Vittorio Longhi, giornalista italo-eritreo che conosce molto bene il paese del Corno d'Africa, ha lanciato una petizione su Change.org. il primo passo da fare, secondo Longhi, è quello di bloccare i fondi europei alll'Eritrea, fino a quando non saranno emanate riforme democratiche da parte del governo. Bloccare i fondi significherebbe bloccare circa trecento milioni di euro che l'Europa sta trattando con il governo africano per aiutare lo sviluppo. Il piano è in Commissione Europea e dall'altra parte c'è il governo eritreo in carica da 21 anni. Con lui anche don Mussie Zerai, sacerdote eritreo candidato al Nobel per la pace.

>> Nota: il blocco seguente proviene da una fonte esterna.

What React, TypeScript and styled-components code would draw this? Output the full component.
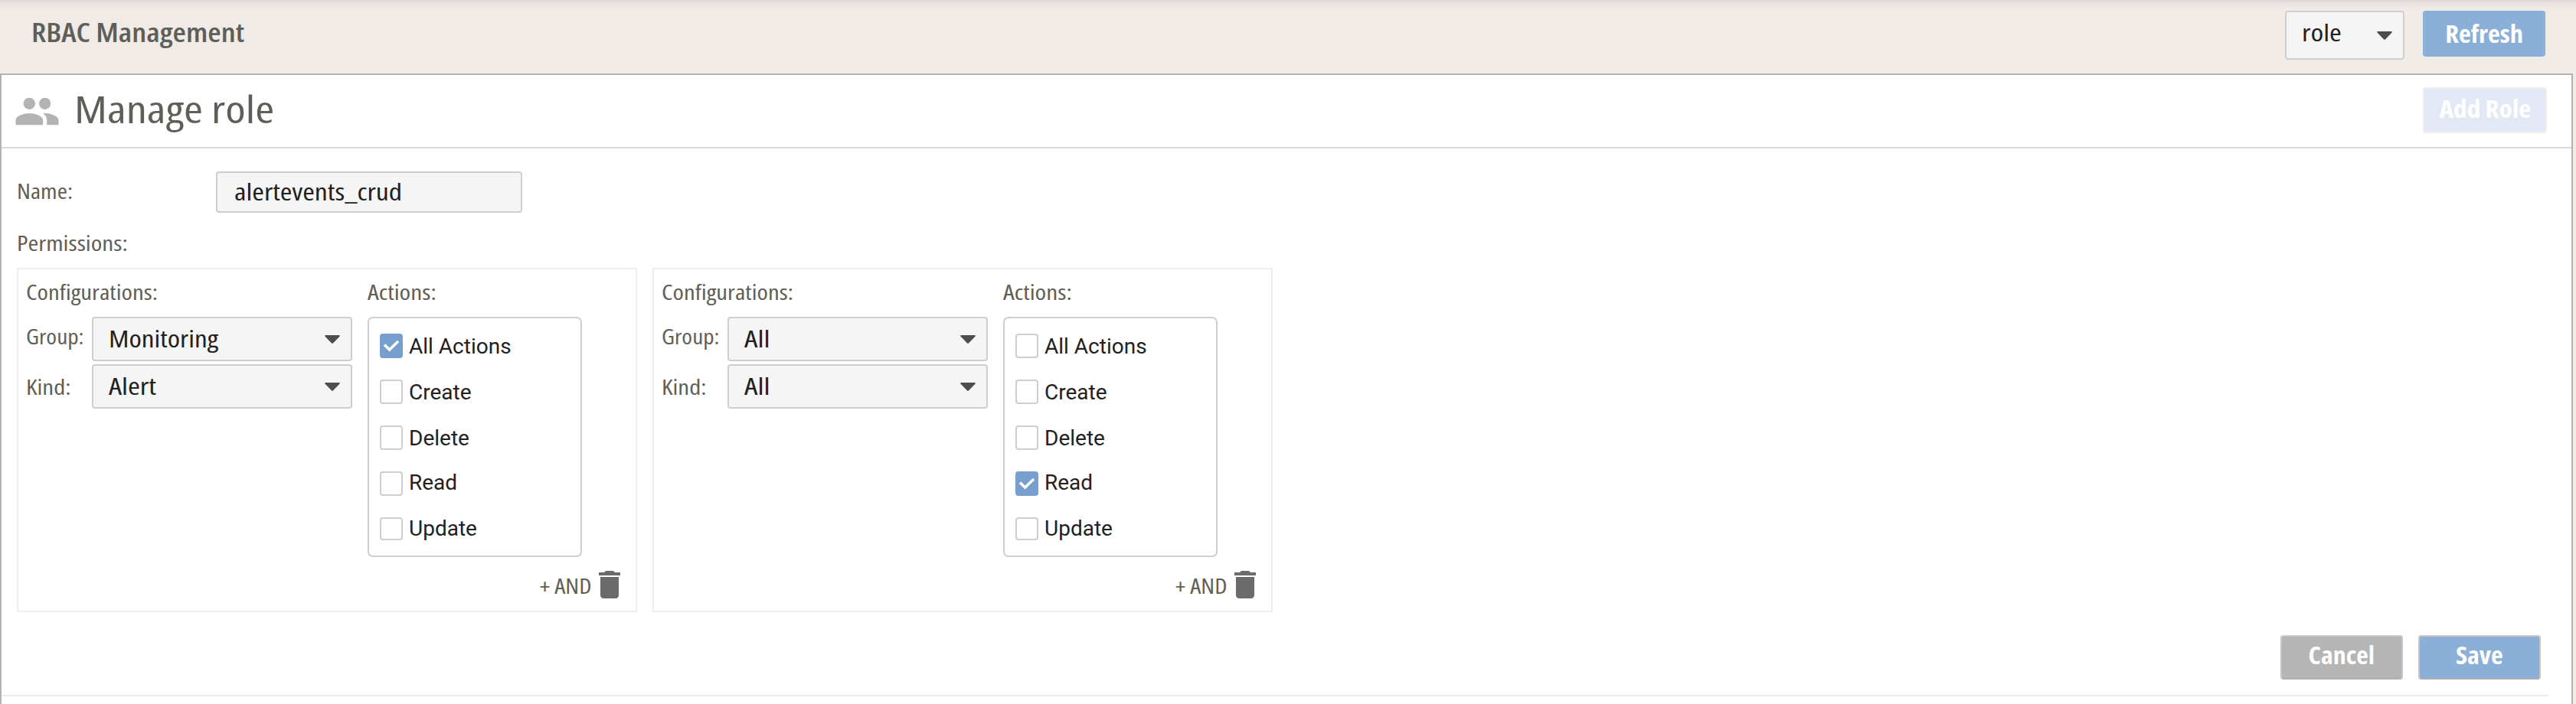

Secondo quando scritto dal giornalista, questa sarebbe una delle soluzioni che porterebbe il paese a cominciare un processo di riforme democratico, offrendo alla popolazione una possibilità di creare nel proprio paese sviluppo e lavoro. Per adesso, sul piano degli aiuti non si conoscono ancora le dinamiche che porteranno allo sfruttamento dei soldi elargiti dall'Europa. Non si sa come verranno gestiti e dove andranno tutti questi fondi. Si ignora anche se sul tavolo delle trattative l'Europa ha richiesto accordi sul rispetto dei diritti umani. Questo potrebbe essere un ottimo incentivo per evitare il grande flusso di immigrazione che parte dal paese del Corno d'Africa.
Nella petizione vengono chieste cinque misure da attuare e subordinare alla concessione di aiuti che partirebbero dall'Unione Europea: libertà per tutti quelli che sono detenuti in modo arbitrario tra cui figurano dissidenti e giornalisti, libertà di espressione e associazione, elezioni libere e democratiche a sistema multipartitico, inoltre fine del servizio militare obbligatorio e a tempo indeterminato, fine del lavoro forzato e di ogni trattamento abusivo, tra cui risulta la tortura.
Questo sarebbe solo il primo passo a cui l'Eritrea sarebbe portata, visto che il governo è responsabile della "sistematica, diffusa e grave violazione dei diritti umani". Ma la richiesta prevede anche una vigilanza da parte dell'Europa dei probabili accordi democratici messi in atto per ottenere gli aiuti dall'UE.